Thanks to the Global Perspectives Award, I was able to conduct first-hand research at the UK National Archives and the British Library Archives in London. I studied a range of primary sources, such as declassified government correspondences, anthropological reports, legislative minutes, photographs, and personal journals. Most of these came from the records of the Foreign and Commonwealth Office and the now-defunct Colonial Office and British India Office, and included original material dating back the early nineteenth century. The sources illustrated a fascinating portrait of how British colonial administrators understood and responded to the sizeable and influential overseas Chinese presence within the Malayan colony, and vice versa. Perhaps the most interesting set of sources I examined were the microfilmed manuscripts from the Stamford Raffles collection.
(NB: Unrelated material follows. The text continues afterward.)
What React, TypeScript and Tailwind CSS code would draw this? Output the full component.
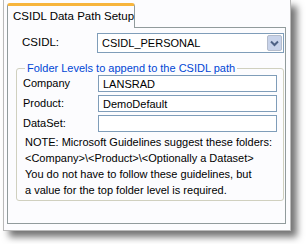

Archival research is always exciting because you never know what to expect—every box could contain new and intriguing insights, or none at all. I remember one day where hours of trawling through documents came up with relatively few leads, and another where I made unanticipated discoveries in folders I had initially thought were only of cursory relevance. Being there in person and having direct access to the material and their helpful custodians is fundamentally different from performing key word searches via online databases miles away; not to mention, the majority of primary sources, even in archives as established as the ones I visited this spring, still remain undigitized. And there really is nothing quite like being able to handle documents hundreds of years old, each of which is itself a unique window into a past world and human experiences so unimaginably divergent from our own. As someone interested in continuing my studies in history, I am very grateful to Stanford Global Studies for the opportunity to further sharpen my research skills and engage so closely with such fascinating material.